TASK DATA

* begin *

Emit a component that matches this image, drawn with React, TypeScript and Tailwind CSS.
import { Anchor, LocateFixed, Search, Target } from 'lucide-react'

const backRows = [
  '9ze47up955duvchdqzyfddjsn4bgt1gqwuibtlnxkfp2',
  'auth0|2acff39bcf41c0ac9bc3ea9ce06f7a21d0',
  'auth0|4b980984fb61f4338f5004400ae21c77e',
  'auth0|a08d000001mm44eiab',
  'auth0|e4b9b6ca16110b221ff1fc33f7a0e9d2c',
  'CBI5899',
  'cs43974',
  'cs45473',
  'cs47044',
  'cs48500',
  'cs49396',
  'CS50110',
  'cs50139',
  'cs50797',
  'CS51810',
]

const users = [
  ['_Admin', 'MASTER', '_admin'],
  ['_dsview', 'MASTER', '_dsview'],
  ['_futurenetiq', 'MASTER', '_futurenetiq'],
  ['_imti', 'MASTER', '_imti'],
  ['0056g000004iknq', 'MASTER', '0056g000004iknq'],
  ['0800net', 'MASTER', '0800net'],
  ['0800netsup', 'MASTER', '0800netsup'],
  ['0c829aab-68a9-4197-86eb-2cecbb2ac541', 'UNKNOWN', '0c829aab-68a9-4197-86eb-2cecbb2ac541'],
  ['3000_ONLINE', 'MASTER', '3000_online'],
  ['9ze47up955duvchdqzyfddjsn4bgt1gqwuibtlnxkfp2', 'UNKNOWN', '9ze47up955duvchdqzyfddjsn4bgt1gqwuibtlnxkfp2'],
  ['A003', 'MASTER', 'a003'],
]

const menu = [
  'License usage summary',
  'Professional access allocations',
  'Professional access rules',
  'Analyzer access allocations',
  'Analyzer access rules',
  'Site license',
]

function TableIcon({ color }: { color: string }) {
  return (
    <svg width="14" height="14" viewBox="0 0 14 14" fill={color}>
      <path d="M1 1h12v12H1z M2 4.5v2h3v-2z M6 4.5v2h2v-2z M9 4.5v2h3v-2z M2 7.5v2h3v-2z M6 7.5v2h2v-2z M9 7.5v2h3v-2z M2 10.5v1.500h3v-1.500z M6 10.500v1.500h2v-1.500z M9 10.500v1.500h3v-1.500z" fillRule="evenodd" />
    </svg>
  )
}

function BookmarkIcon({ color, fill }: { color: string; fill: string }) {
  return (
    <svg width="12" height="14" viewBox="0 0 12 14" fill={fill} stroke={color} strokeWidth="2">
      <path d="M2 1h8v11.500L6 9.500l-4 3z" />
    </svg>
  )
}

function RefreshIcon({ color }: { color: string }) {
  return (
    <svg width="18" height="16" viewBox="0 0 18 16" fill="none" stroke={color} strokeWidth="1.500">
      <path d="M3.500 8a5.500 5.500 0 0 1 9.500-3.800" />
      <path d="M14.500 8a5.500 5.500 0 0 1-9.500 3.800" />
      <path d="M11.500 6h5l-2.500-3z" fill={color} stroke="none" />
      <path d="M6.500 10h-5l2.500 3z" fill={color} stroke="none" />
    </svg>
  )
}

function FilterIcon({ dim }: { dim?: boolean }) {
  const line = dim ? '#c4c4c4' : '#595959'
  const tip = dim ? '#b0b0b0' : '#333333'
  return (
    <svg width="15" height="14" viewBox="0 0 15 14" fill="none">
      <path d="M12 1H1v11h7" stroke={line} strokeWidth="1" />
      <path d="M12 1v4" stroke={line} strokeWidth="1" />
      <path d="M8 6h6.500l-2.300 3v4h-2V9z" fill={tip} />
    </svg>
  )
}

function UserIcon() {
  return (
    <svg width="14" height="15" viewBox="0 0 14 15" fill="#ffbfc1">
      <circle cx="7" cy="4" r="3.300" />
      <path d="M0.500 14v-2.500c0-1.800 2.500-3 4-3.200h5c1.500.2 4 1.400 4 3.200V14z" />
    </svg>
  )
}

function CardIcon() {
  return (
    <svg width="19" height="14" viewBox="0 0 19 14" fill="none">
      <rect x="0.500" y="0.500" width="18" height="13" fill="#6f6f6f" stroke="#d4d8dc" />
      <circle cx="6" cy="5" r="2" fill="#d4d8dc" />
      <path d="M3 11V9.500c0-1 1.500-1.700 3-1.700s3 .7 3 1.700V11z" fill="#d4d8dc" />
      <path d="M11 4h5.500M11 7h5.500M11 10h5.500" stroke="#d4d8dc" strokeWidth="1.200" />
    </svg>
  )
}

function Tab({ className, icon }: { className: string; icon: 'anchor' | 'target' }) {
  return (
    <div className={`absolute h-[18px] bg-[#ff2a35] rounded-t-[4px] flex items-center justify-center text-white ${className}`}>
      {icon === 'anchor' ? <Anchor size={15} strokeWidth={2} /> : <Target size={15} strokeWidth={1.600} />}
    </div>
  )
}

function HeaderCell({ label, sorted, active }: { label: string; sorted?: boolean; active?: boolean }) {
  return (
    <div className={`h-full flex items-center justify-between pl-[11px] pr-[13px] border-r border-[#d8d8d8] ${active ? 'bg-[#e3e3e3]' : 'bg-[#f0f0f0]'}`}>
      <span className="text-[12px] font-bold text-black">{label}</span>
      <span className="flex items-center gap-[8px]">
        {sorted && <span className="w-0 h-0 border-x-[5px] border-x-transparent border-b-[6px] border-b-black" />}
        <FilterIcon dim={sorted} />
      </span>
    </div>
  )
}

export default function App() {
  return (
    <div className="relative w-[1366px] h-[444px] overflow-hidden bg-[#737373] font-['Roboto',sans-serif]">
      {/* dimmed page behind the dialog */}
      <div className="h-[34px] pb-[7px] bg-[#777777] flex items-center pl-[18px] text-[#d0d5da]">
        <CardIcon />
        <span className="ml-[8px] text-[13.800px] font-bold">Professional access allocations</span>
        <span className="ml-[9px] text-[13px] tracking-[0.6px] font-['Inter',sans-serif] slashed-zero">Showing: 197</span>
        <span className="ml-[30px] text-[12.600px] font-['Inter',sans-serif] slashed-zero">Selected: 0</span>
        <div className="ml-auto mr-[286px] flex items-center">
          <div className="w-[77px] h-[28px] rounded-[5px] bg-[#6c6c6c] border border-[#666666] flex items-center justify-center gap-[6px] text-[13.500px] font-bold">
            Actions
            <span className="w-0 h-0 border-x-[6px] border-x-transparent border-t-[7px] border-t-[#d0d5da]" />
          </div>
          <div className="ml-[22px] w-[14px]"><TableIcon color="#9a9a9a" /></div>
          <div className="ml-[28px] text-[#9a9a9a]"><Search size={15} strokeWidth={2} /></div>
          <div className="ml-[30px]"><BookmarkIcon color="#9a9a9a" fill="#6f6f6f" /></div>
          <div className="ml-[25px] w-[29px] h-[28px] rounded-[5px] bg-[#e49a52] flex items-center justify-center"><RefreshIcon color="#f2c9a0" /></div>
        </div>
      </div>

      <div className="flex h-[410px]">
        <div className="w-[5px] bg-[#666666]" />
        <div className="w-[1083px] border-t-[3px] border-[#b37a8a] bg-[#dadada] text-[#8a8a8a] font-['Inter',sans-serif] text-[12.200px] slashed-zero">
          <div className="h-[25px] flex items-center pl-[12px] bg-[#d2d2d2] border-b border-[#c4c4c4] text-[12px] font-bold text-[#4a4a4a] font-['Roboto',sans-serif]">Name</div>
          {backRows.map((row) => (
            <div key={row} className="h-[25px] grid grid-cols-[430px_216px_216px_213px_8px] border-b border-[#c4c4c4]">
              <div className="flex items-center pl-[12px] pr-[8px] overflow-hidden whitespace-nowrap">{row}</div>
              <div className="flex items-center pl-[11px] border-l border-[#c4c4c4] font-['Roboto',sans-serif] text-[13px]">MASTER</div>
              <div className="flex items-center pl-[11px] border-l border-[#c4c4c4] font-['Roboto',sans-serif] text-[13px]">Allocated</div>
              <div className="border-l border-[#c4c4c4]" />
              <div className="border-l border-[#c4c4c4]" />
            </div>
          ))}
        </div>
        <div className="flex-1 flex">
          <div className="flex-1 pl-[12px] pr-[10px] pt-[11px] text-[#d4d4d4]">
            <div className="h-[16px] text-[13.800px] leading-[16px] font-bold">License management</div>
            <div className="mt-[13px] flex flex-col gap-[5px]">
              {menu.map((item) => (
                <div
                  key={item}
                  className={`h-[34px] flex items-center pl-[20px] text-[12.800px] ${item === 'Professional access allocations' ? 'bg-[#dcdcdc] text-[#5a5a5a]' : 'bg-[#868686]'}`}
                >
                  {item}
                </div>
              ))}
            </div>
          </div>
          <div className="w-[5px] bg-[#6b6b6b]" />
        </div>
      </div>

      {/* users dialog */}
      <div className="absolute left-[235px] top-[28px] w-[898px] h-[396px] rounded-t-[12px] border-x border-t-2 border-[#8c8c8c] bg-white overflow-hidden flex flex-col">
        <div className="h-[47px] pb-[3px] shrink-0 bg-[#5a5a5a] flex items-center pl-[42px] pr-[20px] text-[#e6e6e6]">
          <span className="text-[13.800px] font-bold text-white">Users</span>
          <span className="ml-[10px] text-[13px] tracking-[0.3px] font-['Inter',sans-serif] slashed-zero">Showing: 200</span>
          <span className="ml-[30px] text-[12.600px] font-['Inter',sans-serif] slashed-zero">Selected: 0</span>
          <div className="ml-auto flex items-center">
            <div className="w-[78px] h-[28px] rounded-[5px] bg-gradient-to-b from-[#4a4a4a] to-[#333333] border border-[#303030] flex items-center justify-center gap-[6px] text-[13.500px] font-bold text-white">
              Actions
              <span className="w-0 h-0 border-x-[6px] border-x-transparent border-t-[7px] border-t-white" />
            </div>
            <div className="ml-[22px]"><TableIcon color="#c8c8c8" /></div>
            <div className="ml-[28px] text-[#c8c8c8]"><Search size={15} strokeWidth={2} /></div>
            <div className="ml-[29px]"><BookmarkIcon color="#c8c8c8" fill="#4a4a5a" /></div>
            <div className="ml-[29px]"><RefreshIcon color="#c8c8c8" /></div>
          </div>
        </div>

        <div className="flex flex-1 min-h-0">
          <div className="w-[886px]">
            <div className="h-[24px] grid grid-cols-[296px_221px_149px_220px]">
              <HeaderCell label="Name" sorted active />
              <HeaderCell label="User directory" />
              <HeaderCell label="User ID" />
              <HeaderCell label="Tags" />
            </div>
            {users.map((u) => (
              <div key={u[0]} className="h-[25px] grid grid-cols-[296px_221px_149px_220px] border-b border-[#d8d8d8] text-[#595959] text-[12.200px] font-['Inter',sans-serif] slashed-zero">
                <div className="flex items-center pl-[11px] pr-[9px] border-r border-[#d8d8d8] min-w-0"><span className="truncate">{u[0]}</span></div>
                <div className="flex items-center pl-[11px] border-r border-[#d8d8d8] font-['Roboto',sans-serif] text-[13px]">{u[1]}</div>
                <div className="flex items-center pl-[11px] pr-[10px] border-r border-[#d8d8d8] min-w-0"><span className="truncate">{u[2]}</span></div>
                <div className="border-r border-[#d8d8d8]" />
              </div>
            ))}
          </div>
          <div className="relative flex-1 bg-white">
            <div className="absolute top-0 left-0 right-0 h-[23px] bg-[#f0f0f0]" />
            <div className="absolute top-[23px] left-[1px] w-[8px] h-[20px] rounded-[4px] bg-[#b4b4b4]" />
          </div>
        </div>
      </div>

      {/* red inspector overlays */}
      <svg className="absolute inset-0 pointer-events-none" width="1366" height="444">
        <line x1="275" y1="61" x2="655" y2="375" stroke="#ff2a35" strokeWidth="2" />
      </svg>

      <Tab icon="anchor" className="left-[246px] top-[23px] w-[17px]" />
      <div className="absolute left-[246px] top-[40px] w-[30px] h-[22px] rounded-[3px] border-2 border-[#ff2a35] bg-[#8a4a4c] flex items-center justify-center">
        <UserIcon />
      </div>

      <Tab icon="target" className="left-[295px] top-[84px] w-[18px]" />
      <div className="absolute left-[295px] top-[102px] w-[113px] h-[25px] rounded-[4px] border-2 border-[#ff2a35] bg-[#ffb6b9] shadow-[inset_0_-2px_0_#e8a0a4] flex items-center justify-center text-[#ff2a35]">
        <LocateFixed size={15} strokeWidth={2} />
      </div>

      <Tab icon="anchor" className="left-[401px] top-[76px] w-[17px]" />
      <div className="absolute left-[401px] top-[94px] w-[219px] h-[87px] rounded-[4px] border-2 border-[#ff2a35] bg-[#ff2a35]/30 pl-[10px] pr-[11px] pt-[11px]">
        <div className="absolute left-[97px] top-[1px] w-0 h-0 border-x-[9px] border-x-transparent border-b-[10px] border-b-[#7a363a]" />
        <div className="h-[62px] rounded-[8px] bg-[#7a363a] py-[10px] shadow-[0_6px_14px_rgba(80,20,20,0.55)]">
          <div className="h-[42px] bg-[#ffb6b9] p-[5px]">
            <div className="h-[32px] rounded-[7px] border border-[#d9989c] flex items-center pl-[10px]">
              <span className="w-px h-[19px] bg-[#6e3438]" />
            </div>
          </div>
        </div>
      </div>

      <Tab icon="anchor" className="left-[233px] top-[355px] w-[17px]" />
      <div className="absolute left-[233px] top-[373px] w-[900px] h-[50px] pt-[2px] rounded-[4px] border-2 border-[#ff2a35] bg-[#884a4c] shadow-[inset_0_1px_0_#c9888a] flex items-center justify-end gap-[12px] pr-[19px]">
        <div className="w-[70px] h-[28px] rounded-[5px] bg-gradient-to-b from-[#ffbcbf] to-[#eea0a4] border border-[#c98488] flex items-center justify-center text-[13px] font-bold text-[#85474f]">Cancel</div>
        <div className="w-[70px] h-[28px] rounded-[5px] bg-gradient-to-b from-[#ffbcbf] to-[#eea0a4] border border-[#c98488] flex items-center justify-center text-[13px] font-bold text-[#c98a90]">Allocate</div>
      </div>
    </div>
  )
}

* end *
* begin *

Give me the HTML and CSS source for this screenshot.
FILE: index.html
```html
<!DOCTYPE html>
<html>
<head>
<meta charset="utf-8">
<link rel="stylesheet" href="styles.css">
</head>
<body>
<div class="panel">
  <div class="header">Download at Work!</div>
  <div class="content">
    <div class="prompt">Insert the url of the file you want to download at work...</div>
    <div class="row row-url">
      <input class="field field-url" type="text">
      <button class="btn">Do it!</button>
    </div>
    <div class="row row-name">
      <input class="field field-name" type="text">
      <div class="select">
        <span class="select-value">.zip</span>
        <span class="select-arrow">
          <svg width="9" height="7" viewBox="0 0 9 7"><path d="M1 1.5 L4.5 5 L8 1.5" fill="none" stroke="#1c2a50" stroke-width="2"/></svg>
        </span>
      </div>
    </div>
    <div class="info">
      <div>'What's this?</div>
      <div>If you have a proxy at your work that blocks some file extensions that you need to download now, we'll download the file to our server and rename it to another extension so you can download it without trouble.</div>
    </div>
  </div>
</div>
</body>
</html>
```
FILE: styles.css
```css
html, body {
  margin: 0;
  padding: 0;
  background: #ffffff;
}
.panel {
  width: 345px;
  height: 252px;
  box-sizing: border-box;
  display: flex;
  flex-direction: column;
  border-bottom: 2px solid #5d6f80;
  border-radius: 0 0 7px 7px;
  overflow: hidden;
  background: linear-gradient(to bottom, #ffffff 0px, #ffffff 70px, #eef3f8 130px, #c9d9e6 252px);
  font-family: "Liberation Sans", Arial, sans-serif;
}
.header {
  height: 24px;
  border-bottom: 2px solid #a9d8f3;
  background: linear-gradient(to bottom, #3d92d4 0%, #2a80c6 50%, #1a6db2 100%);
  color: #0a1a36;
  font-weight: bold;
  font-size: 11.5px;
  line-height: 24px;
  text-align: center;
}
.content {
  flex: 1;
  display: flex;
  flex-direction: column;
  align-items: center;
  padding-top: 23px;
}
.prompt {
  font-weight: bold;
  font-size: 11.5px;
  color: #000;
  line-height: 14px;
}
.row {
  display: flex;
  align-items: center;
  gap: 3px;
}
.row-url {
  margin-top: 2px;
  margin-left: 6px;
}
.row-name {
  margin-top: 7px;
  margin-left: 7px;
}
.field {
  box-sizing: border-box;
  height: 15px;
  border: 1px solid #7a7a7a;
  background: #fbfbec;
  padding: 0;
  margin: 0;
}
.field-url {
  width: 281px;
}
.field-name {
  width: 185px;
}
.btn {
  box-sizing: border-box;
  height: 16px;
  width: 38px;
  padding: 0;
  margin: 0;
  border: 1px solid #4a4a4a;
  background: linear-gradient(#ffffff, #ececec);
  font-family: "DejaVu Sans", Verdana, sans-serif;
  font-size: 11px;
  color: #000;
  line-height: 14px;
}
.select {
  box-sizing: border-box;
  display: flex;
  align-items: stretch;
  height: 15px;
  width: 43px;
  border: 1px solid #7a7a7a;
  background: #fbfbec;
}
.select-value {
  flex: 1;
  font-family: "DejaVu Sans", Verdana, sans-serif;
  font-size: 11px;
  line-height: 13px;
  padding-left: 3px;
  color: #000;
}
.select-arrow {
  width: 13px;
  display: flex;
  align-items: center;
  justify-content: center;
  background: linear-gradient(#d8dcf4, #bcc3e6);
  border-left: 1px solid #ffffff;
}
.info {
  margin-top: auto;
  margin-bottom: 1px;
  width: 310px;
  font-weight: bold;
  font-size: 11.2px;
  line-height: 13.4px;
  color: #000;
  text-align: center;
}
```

* end *
* begin *

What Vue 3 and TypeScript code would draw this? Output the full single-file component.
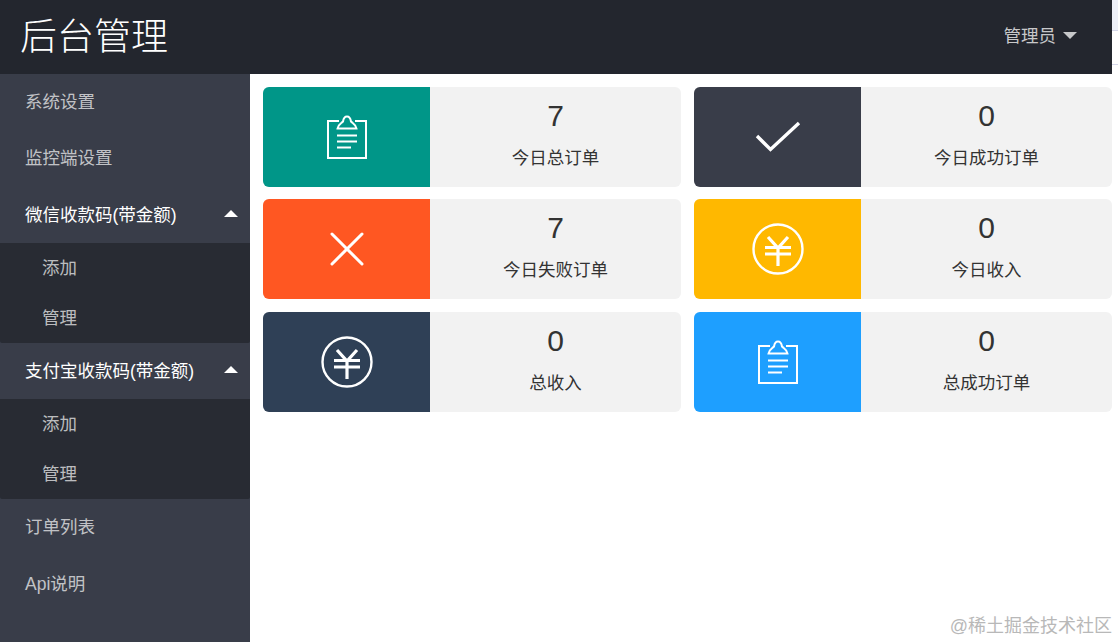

* end *

WHAT YOU NEED TO DO
Reproduce exactly the lines from the line with "Emit a component" to the line with "LocateFixed, Search, Target", both end lines included.

WRITTEN SOLUTION
Emit a component that matches this image, drawn with React, TypeScript and Tailwind CSS.
import { Anchor, LocateFixed, Search, Target } from 'lucide-react'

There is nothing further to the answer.